This evening in the bathtub, I just happened to run a Google search for the obituary of my great grandfather William Deschler, who died in his 60s. I wanted to know if he'd died from some accident like my paternal grandfather or from age-related disease like my three other grandparents. I didn't find his obituary, but I did find his entry on Ancestry.com, which gave me more information about him that I didn't know: that he was born in Switzerland and the name of one of his parents (Frederick). This was the first time I'd ever managed to find ancestry records on my father's side that went back to people who had produced children in Europe. (I'd found records on my mother's mother's side stretching back nearly all the way to the Norman Conquest.) I'd assumed that my father's family had come from parts of Europe that didn't keep records as meticulously as the ones kept in England.
Finding that information led me to do more searches related to my father's family, and I soon found another genealogy site claiming William Deschler was born in Wyhlen, Grenzach-Wyhlen, Lörrach, Baden-Württemberg, Germany. But Grenzach-Wyhlen lies close to the point shared by France, Germany, and Switzerland, and it's possible Switzerland controlled Grenzach-Wyhlen in 1844 when William was born. More intriguing than that, FamilySearch.org seemed to have information about William's ancestors stretching back well into the 1700s. As with most people in those times, numerous generations lived out their entire lives in the same area (in this case, Grenzach-Wyhlen).
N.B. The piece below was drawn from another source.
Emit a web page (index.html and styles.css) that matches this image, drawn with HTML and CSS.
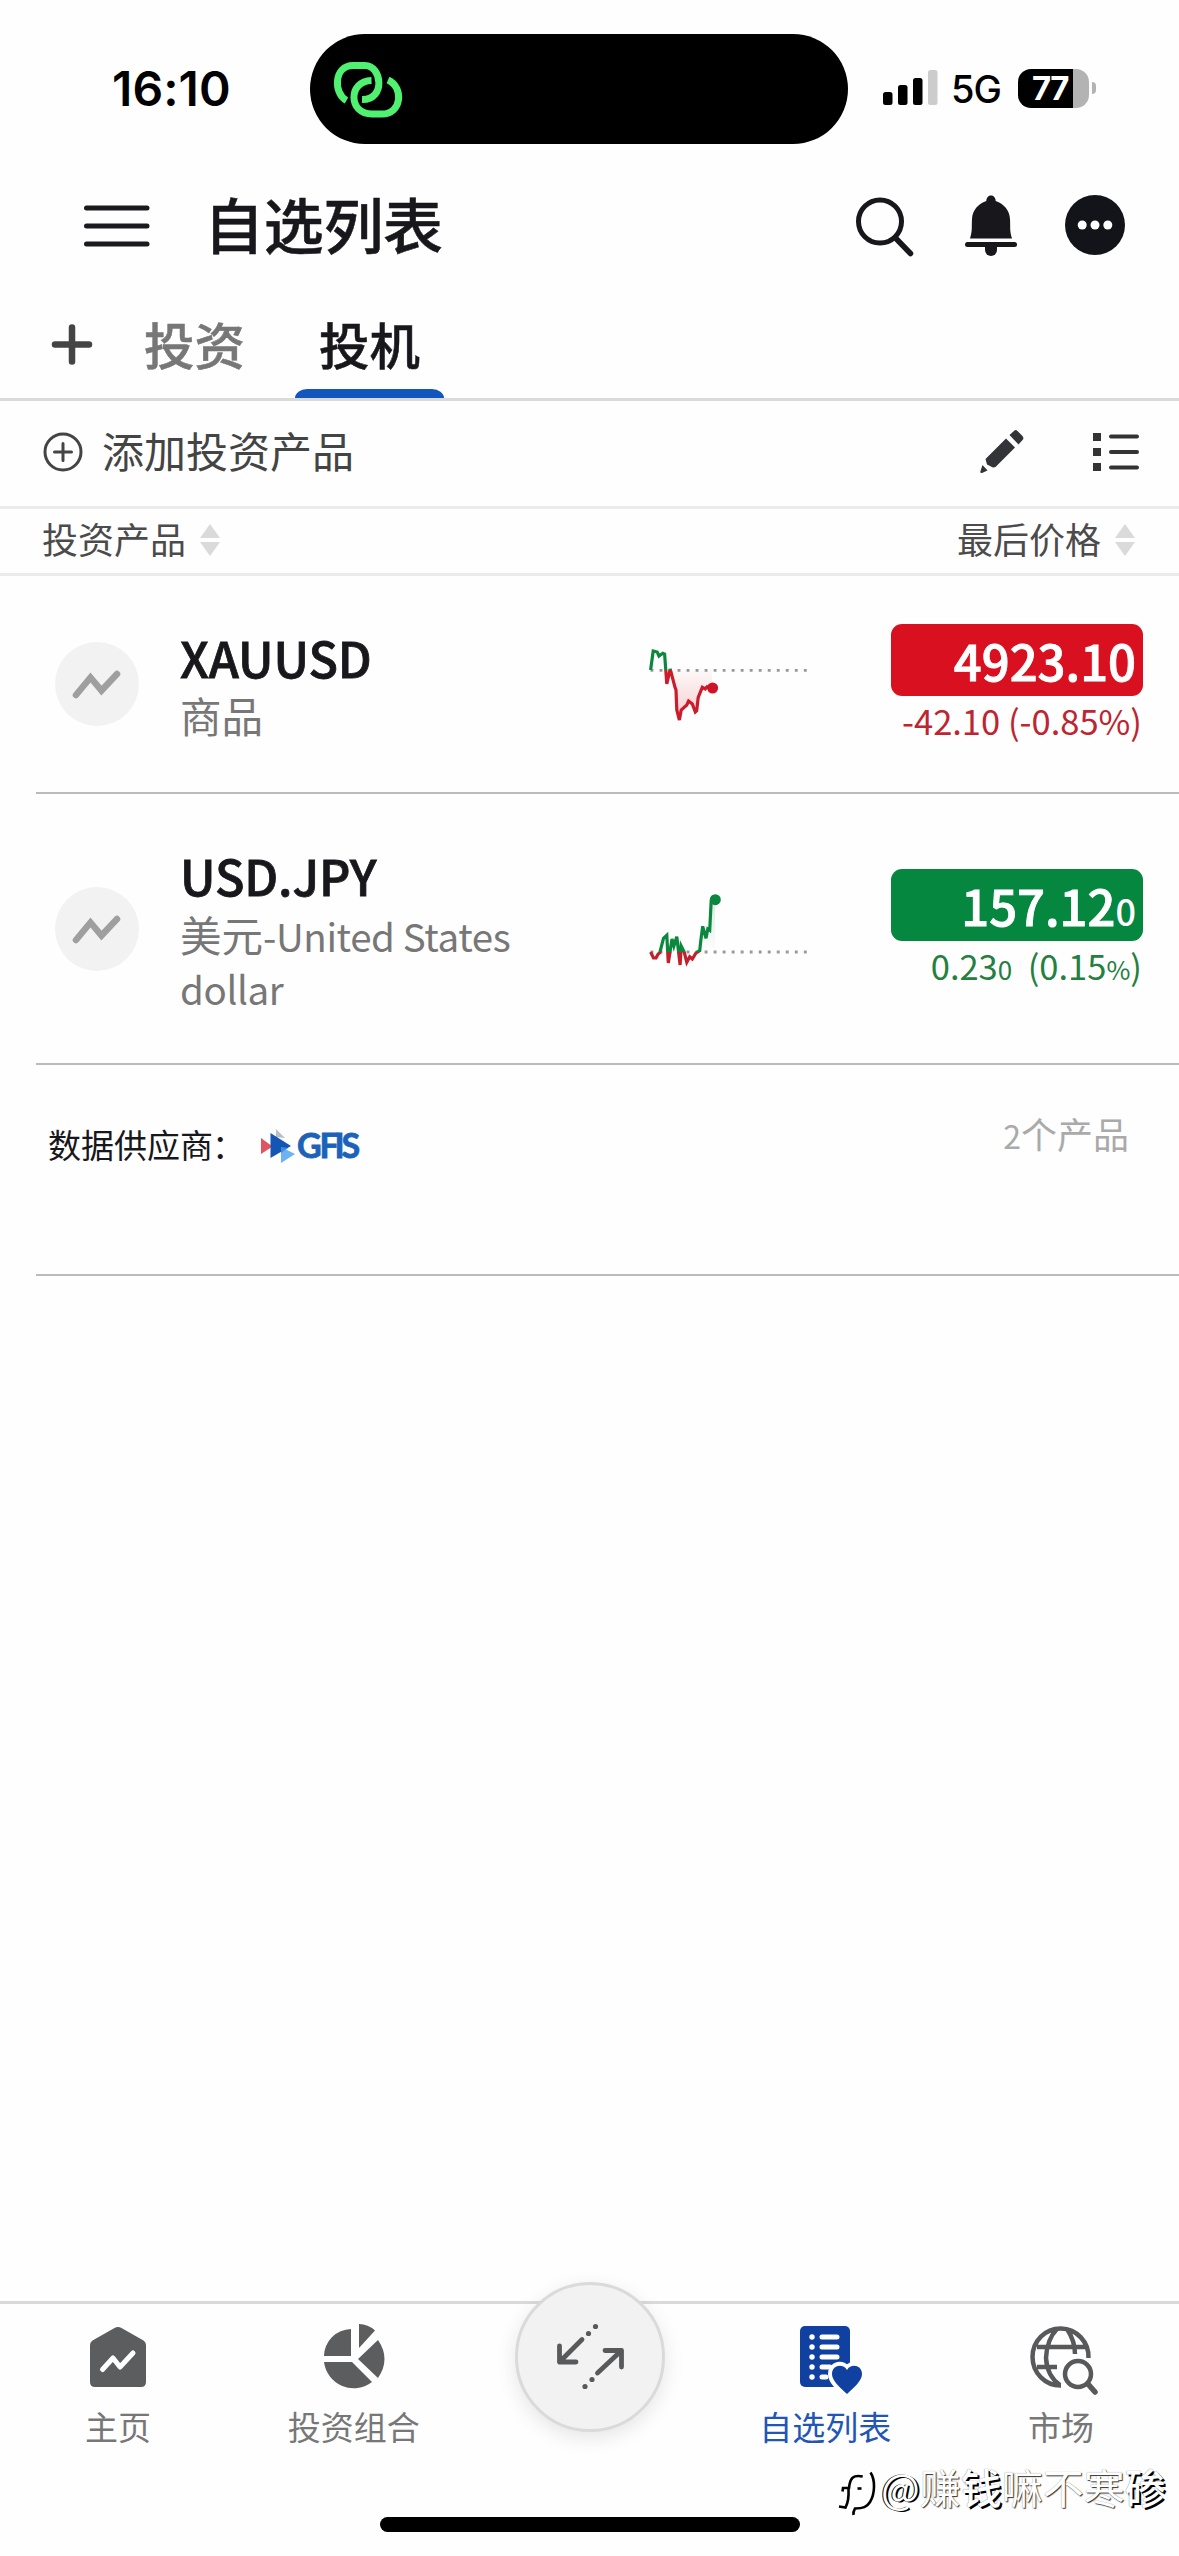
FILE: index.html
```html
<!DOCTYPE html>
<html lang="zh-CN">
<head>
<meta charset="utf-8">
<title>自选列表</title>
<link rel="stylesheet" href="styles.css">
</head>
<body>
<div class="app">
  <header class="status">
    <span class="time">16:10</span>
    <div class="island">
      <svg class="link-icon" width="72" height="58" viewBox="0 0 72 58">
        <g fill="none" stroke="#50f070" stroke-width="7">
          <path d="M14.500 40.500C1 33 2 5.500 21 5.500H33C50 5.500 54 40 30 39.500"/>
          <path d="M56 20C72 27 70 54 50 54H40C16 54 16 21 39.500 20.500"/>
        </g>
      </svg>
    </div>
    <div class="signals">
      <svg width="55" height="36" viewBox="0 0 55 36">
        <rect x="0" y="22" width="9.500" height="13" rx="2.500"/>
        <rect x="15" y="15" width="9.500" height="20" rx="2.500"/>
        <rect x="30" y="8" width="9.500" height="27" rx="2.500"/>
        <rect x="45" y="0" width="9.500" height="35" rx="2.500" fill="#ccc"/>
      </svg>
      <span class="net">5G</span>
      <span class="battery">77</span>
      <span class="nub"></span>
    </div>
  </header>

  <div class="titlebar">
    <svg class="menu" width="66" height="42" viewBox="0 0 66 42"><path d="M2.500 3H63M2.500 21H63M2.500 39H63" stroke="#1b1b1f" stroke-width="5" stroke-linecap="round"/></svg>
    <h1>自选列表</h1>
    <div class="actions">
      <svg width="60" height="62" viewBox="0 0 60 62" fill="none" stroke="#17171c"><circle cx="26" cy="26.500" r="21.500" stroke-width="5"/><path d="M42 43.500L56.500 58.500" stroke-width="5.500" stroke-linecap="round"/></svg>
      <svg width="52" height="62" viewBox="0 0 52 62" fill="#17171c"><path d="M5 43.500C7.500 35 6.500 34 7 24C7.500 15 13 9 21.300 6C21.300-1.500 30.700-1.500 30.700 6C39 9 44.500 15 45 24C45.500 34 44.500 35 47 43.500Z"/><rect x="0" y="47" width="52" height="5" rx="2.500"/><path d="M20 51H32V55A6 6 0 0 1 20 55Z"/></svg>
      <svg width="60" height="60" viewBox="0 0 60 60"><circle cx="30" cy="29" r="30" fill="#13131a"/><g fill="#fff"><circle cx="17.200" cy="29" r="4.500"/><circle cx="30" cy="29" r="4.500"/><circle cx="42.800" cy="29" r="4.500"/></g></svg>
    </div>
  </div>

  <nav class="tabs">
    <svg class="plus" width="42" height="42" viewBox="0 0 42 42"><path d="M21 4.500V38.500M4 21.500H38" stroke="#444" stroke-width="6.500" stroke-linecap="round"/></svg>
    <span class="tab">投资</span>
    <span class="tab active">投机</span>
  </nav>

  <div class="toolbar">
    <svg width="40" height="40" viewBox="0 0 40 40" fill="none" stroke="#444"><circle cx="20" cy="20" r="18" stroke-width="3"/><path d="M20 11.500V28.500M11.500 20H28.500" stroke-width="3" stroke-linecap="round"/></svg>
    <span class="add">添加投资产品</span>
    <svg class="pencil" width="46" height="46" viewBox="0 0 46 46" fill="#333438"><path d="M30.500 6L35.500 1.500Q37 .5 38.500 2L43.500 7Q45 9 44 10.500L39.500 15.500ZM27 9.500L36 18.500L16.500 38Q14 39 12 37.500L8 35.500L6.500 30ZM3.500 36L8.500 41.500L3 44Q1 44.500 1.500 42Z"/></svg>
    <svg width="46" height="40" viewBox="0 0 46 40"><path d="M0 1H8V9H0ZM0 16H8V24H0ZM0 31H8V39H0Z" fill="#333"/><path d="M18 4.500H44M18 20H44M18 35.500H44" stroke="#333" stroke-width="4" stroke-linecap="round"/></svg>
  </div>

  <div class="columns">
    <span class="col">投资产品<svg width="20" height="32" viewBox="0 0 20 32" fill="#dadada"><path d="M10 0L20 14H0ZM0 18H20L10 32Z"/></svg></span>
    <span class="col">最后价格<svg width="20" height="32" viewBox="0 0 20 32" fill="#dadada"><path d="M10 0L20 14H0ZM0 18H20L10 32Z"/></svg></span>
  </div>

  <main>
    <section class="row gold">
      <span class="avatar"><svg width="50" height="28" viewBox="0 0 50 28" fill="none" stroke="#9f9f9f" stroke-width="6.500" stroke-linecap="round"><path d="M4 25L18.500 7.500L29.500 20.500L45 4"/></svg></span>
      <div class="names"><strong>XAUUSD</strong><p>商品</p></div>
      <svg class="spark" width="180" height="110" viewBox="0 0 180 110">
        <defs>
          <clipPath id="gUp"><rect width="180" height="50"/></clipPath>
          <clipPath id="gDn"><rect y="50" width="180" height="60"/></clipPath>
          <linearGradient id="gFill" x1="0" y1="0" x2="0" y2="1"><stop offset="0" stop-color="#d9101f" stop-opacity=".02"/><stop offset="1" stop-color="#d9101f" stop-opacity=".22"/></linearGradient>
          <path id="gLine" d="M10.600 50L13.200 31L17.200 32L19 36L22.800 33.300L24.600 34L26.800 64L30.200 49L35 67.300L36 70L36.800 90L39.400 100L41.200 90L46.800 85L48.600 81L52.300 84L55.300 92L56.700 90.700L58.200 77.300L62.300 67.300L65.200 69L67 66.700L72 68"/>
        </defs>
        <path d="M10.500 50.300H168" stroke="#999" stroke-width="2.800" stroke-dasharray="2.900 6.120"/>
        <path d="M30.200 50L35 67L36.800 90L39.400 100L41.200 90L48.600 81L55.300 92L58.200 77L62.300 67L72 68V50Z" fill="url(#gFill)"/>
        <g fill="none" stroke-width="3.200">
          <use href="#gLine" stroke="#0b873e" clip-path="url(#gUp)"/>
          <use href="#gLine" stroke="#cc1b2b" clip-path="url(#gDn)"/>
        </g>
        <circle cx="72.600" cy="68" r="5.500" fill="#cf1427"/>
      </svg>
      <div class="quote down"><span class="price">4923.10</span><span class="change">-42.10 (-0.85%)</span></div>
    </section>

    <section class="row yen">
      <span class="avatar"><svg width="50" height="28" viewBox="0 0 50 28" fill="none" stroke="#9f9f9f" stroke-width="6.500" stroke-linecap="round"><path d="M4 25L18.500 7.500L29.500 20.500L45 4"/></svg></span>
      <div class="names"><strong>USD.JPY</strong><p>美元<span class="latin">-United States dollar</span></p></div>
      <svg class="spark" width="180" height="110" viewBox="0 0 180 110">
        <defs>
          <clipPath id="yUp"><rect width="180" height="83"/></clipPath>
          <clipPath id="yDn"><rect y="83" width="180" height="27"/></clipPath>
          <linearGradient id="yFill" x1="0" y1="0" x2="0" y2="1"><stop offset="0" stop-color="#0b873e" stop-opacity=".15"/><stop offset="1" stop-color="#0b873e" stop-opacity="0"/></linearGradient>
          <path id="yLine" d="M10.600 83L13.500 89L16 89L18 85.300L19.800 83.700L23.500 69.300L26.800 66.300L28.300 94L32 70L33.900 77L36.800 67.700L40.100 96L41.200 77L44.200 83L46.800 93.300L49.700 87.700L52.300 90L56 84L59.700 81.700L60.800 71.700L62.700 57.300L66 69.300L67.800 60L69.700 61.300L71.200 31.700L73.700 27"/>
        </defs>
        <path d="M10.500 83H168" stroke="#999" stroke-width="2.800" stroke-dasharray="2.900 6.120"/>
        <path d="M59.700 83L62.700 57L66 69L69.700 61L71.200 31H75V83Z" fill="url(#yFill)"/>
        <g fill="none" stroke-width="3.200">
          <use href="#yLine" stroke="#0b873e" clip-path="url(#yUp)"/>
          <use href="#yLine" stroke="#c41f2d" clip-path="url(#yDn)"/>
        </g>
        <circle cx="75.300" cy="30.700" r="5.500" fill="#0b873e"/>
      </svg>
      <div class="quote up"><span class="price">157.12<small>0</small></span><span class="change">0.23<small>0</small>&nbsp; (0.15<small>%</small>)</span></div>
    </section>

    <section class="provider">
      <span class="source">数据供应商<span class="colon">：</span></span>
      <svg class="gfis" width="100" height="40" viewBox="0 0 100 40">
        <path d="M15 2L24 11L15 10Z" fill="#b9bdc4"/>
        <path d="M0 11L11.500 19.500L0 27Z" fill="#df5560"/>
        <path d="M9.500 6L30 19L9.500 31Z" fill="#1356b4"/>
        <path d="M20 20L34 27L20 36Z" fill="#6db2f4"/>
        <path d="M20 20L27 21L20 26Z" fill="#3f8be0"/>
        <text x="36 58.500 73.500 80.500" y="31" class="gfis-text">GFIS</text>
      </svg>
      <span class="count"><span class="num">2</span>个产品</span>
    </section>
  </main>

  <footer class="bottom">
    <div class="item">
      <svg width="70" height="72" viewBox="0 0 70 72"><path d="M7 21Q7 18 9.500 16.500L31.500 4Q35 2 38.500 4L60.500 16.500Q63 18 63 21V58Q63 63 58 63H12Q7 63 7 58Z" fill="#5c5d5f"/><path d="M19.500 45.500L30 34L37 43L50 29" fill="none" stroke="#fff" stroke-width="5" stroke-linecap="round" stroke-linejoin="round"/></svg>
      <span>主页</span>
    </div>
    <div class="item">
      <svg width="70" height="72" viewBox="0 0 70 72" fill="#5c5d5f"><path d="M32 5V32H5A28 27 0 0 1 32 5ZM40 0Q49 0 56 6.500L40 24ZM59 16Q72 35 59 54L39 35ZM5 38H33L53 58A30 30 0 0 1 5 38Z"/></svg>
      <span>投资组合</span>
    </div>
    <div class="item fab-slot">
      <span class="fab"><svg width="80" height="80" viewBox="0 0 80 80" fill="none" stroke="#58595b" stroke-width="4.800" stroke-linecap="round" stroke-linejoin="round"><path d="M9.500 29V45H26M9.500 45L32 22.500M55 33.500H71.500V50M71.500 33.500L47.500 56"/><g fill="#58595b" stroke="none"><circle cx="38.500" cy="16.500" r="2.600"/><circle cx="45.500" cy="9.500" r="2.600"/><circle cx="42" cy="62.500" r="2.600"/><circle cx="35" cy="69.500" r="2.600"/></g></svg></span>
    </div>
    <div class="item active">
      <svg width="70" height="72" viewBox="0 0 70 72"><rect x="10" y="2" width="50" height="61" rx="5" fill="#1141a0"/><path d="M32 13H47M32 23H47M32 33H47M32 43H40M32 53H36" stroke="#fff" stroke-width="5" stroke-linecap="round"/><g fill="#fff"><circle cx="22" cy="13" r="2.700"/><circle cx="22" cy="23" r="2.700"/><circle cx="22" cy="33" r="2.700"/><circle cx="22" cy="43" r="2.700"/><circle cx="22" cy="53" r="2.700"/></g><path d="M57 70C48 62 42 56 42 50C42 41 53 39 57 46C61 39 72 41 72 50C72 56 66 62 57 70Z" fill="#1141a0" stroke="#fff" stroke-width="8" paint-order="stroke"/></svg>
      <span>自选列表</span>
    </div>
    <div class="item">
      <svg width="70" height="72" viewBox="0 0 70 72" fill="none" stroke="#58595b" stroke-width="4.500"><path d="M35 61.500A28 28.500 0 1 1 62.500 34M11 23H60M11 43H31M31 5Q21 15 20 34Q21 52 34 61M41 5Q49 17 49 30"/><circle cx="52" cy="50" r="13"/><path d="M62 60L69 68" stroke-width="5.500" stroke-linecap="round"/></svg>
      <span>市场</span>
    </div>
  </footer>
  <div class="home-indicator"></div>
  <div class="watermark"><svg width="42" height="44" viewBox="0 0 42 44" fill="none" stroke="#000" stroke-width="2.600"><path d="M23.700 12.500C14 10.500 11 14 10 24H4L3.500 27.500M9.500 25C10 34 9 39 6.500 43.500L0 42.500M31.500 8.500C36.500 16 36 30 31 38C28 43 24 44.500 16 44.500Q14 48 14.500 51"/><path d="M18.500 24.500H22.500"/></svg><span><i>@</i>赚<b>钱</b>嘛不寒<b>碜</b></span></div>
</div>
</body>
</html>
```
FILE: styles.css
```css
* { box-sizing: border-box; margin: 0; padding: 0; }
body {
  width: 1179px;
  background: #fefefe;
  color: #17171c;
  font-family: "Noto Sans CJK SC", sans-serif;
}
svg { display: block; flex: none; overflow: visible; }
.app {
  position: relative;
  display: flex;
  flex-direction: column;
  width: 1179px;
  height: 2556px;
  overflow: hidden;
}

.status { display: flex; height: 168px; padding-top: 34px; color: #000; flex: none; }
.time {
  width: 310px; padding-left: 112px; height: 110px;
  font: 600 48px/109px Inter, sans-serif; letter-spacing: .1px;
}
.island { width: 538px; height: 110px; border-radius: 55px; background: #000; padding: 26px 0 0 22px; }
.signals { display: flex; padding-left: 35px; height: 108px; align-items: center; }
.net { width: 66px; padding-left: 13px; font: 500 38px/50px Inter, sans-serif; letter-spacing: -1px; margin-right: 14px; padding-top: 1px; }
.battery {
  width: 71px; height: 39px; border-radius: 13px;
  background: linear-gradient(90deg, #000 55px, #b3b3b3 55px);
  color: #fff; font: 700 33px/39px Inter, sans-serif; letter-spacing: -1.500px; padding-left: 14px;
}
.nub { width: 4px; height: 12px; margin-left: 3px; border-radius: 0 5px 5px 0; background: #b3b3b3; }

.titlebar { display: flex; height: 116px; padding: 0 54px 0 84px; align-items: center; flex: none; }
.titlebar h1 {
  margin-left: 54px; padding-bottom: 6px;
  font-size: 60px; line-height: 80px; font-weight: 500; letter-spacing: -.3px;
  -webkit-text-stroke: .5px currentColor;
}
.actions { display: flex; align-items: center; margin-left: auto; }
.actions svg:nth-child(1) { margin-right: 51px; }
.actions svg:nth-child(2) { margin-right: 48px; }

.tabs { display: flex; height: 117px; border-bottom: 3px solid #dadada; padding-left: 51px; flex: none; }
.plus { margin-top: 39px; }
.tab {
  width: 149px; margin-left: 27px; height: 114px;
  font-size: 50.500px; line-height: 118px; font-weight: 500; color: #777;
  text-align: center; -webkit-text-stroke: .5px currentColor;
}
.tab.active { display: flex; flex-direction: column; color: #17171c; margin-left: 26px; line-height: 118px; }
.tab.active::after {
  content: ""; height: 9px; margin-top: -13px;
  border-radius: 12px 12px 0 0 / 9px 9px 0 0; background: #1256bd; flex: none;
}
.toolbar { display: flex; align-items: center; height: 108px; padding: 0 40px 4px 43px; border-bottom: 3px solid #ebebeb; flex: none; }
.add { margin: -3px 0 0 19px; font-size: 42px; line-height: 60px; color: #444; }
.pencil { margin: 0 68px 0 auto; }
.columns { display: flex; justify-content: space-between; align-items: center; height: 67px; padding: 0 44px 7px 42px; border-bottom: 3px solid #ebebeb; flex: none; }
.col { display: flex; align-items: center; gap: 14px; font-size: 36px; line-height: 50px; color: #4b4b4b; }
.col svg { margin-top: 4px; }

.row { display: flex; align-items: flex-start; margin-left: 36px; border-bottom: 2px solid #bbb; }
.gold { height: 218px; }
.yen { height: 271px; }
.avatar {
  display: flex; align-items: center; justify-content: center;
  width: 84px; height: 84px; border-radius: 50%; background: #f2f2f2; margin: 66px 0 0 19px;
}
.yen .avatar { margin-top: 93px; }
.names { width: 360px; margin: 50px 0 0 41px; }
.names strong {
  display: block; font-size: 48.500px; line-height: 62px; font-weight: 500; letter-spacing: -.1px;
  -webkit-text-stroke: .8px currentColor;
}
.names p { margin-top: 1px; font-size: 41.500px; line-height: 52px; color: #777; }
.yen .names p { margin-top: 2px; }
.latin { font-size: 38.500px; letter-spacing: -.4px; }
.spark { margin: 44px 0 0 100px; }
.yen .spark { margin-top: 75px; }
.quote { display: flex; flex-direction: column; width: 252px; margin: 48px 0 0 71px; }
.yen .quote { margin-top: 75px; }
.price {
  height: 72px; border-radius: 11px; color: #fff; padding-right: 7px; text-align: right;
  font-size: 49px; line-height: 72px; font-weight: 500; -webkit-text-stroke: .9px currentColor;
}
.price small { font-size: 36px; -webkit-text-stroke: 0; }
.down .price { background: #d9101f; }
.up .price { background: #05873f; }
.change { text-align: right; font-size: 34.500px; line-height: 48px; padding-right: 1px; white-space: nowrap; }
.change small { font-size: 26px; }
.down .change { color: #bd2530; }
.up .change { color: #23803f; }

.provider { display: flex; margin-left: 36px; height: 211px; border-bottom: 2px solid #bbb; padding: 0 50px 0 12px; }
.source { width: 213px; margin-top: 54px; font-size: 33px; line-height: 50px; white-space: nowrap; }
.colon { margin-left: -1px; }
.gfis { margin-top: 62px; }
.gfis-text { font: 700 34px Lato, sans-serif; fill: #1c62b8; stroke: #1c62b8; stroke-width: .8px; }
.count { margin: 43px 0 0 auto; font-size: 36px; line-height: 50px; color: #aaa; }
.num { font-size: 32px; }

.bottom { display: flex; margin-top: auto; height: 216px; border-top: 3px solid #dadada; flex: none; }
.item { flex: 1; display: flex; flex-direction: column; align-items: center; padding-top: 20px; font-size: 33px; color: #777; }
.item span { line-height: 44px; margin-top: 8px; }
.item.active { color: #2255b5; }
.fab-slot { padding: 0; }
.item .fab {
  display: flex; align-items: center; justify-content: center;
  width: 150px; height: 150px; margin-top: -22px; margin-left: 1px; flex: none;
  border: 3px solid #dadada; border-radius: 50%; background: #f2f2f2;
  box-shadow: 0 6px 20px rgba(0, 0, 0, .1);
}
.home-indicator { width: 420px; height: 15px; margin: 0 auto 24px; border-radius: 8px; background: #000; flex: none; }
.watermark {
  position: absolute; left: 839px; top: 2456px; display: flex; align-items: center;
  color: #fff; font-size: 41px; line-height: 60px; white-space: nowrap;
  text-shadow: 1px 1px 1px #333, 0 0 1px #999;
}
.watermark i, .watermark b { font-style: normal; text-shadow: -1px 0 0 #000, 2px 1px 0 #000; }
.watermark b { font-weight: 500; text-shadow: 2px 2px 0 #000, 0 0 1px #666; }
```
Doing other searches, I also managed to find some information about the far more mysterious ancestors of my father's father, who died in a house fire when my father was still an infant. For example, my father's father's father, Johannes Mueller, was born on October 11th, 1839, in Coblenz, Rhineland, Prussia, Germany. I also learned the name and birth year of his father, Simon Mueller, born in 1815. After that, the trail goes cold. But this is a lot more information than I was able to find when I was last interested in this stuff, back in the fall of 2019.
Interestingly, when I check my 23AndMe ancestry composition, it doesn't show me having strong genetic links to the Grenzach-Wyhlen area (where William Deschler and his ancestors lived for generations). It does, however, show a strong genetic connection to Rhineland-Palatinate, the land from which my Y chromosome came. 23AndMe says I also have a strong connection to Bavaria even though my father's mother's mother came from the part of what is now the Czech Republic that Hitler referred to as "the Sudetenland." Nearly all of those Germans were expelled from Czechoslovakia at the end of World War II and likely ended up in nearby Bavaria, which would explain the strong genetic connection to that region.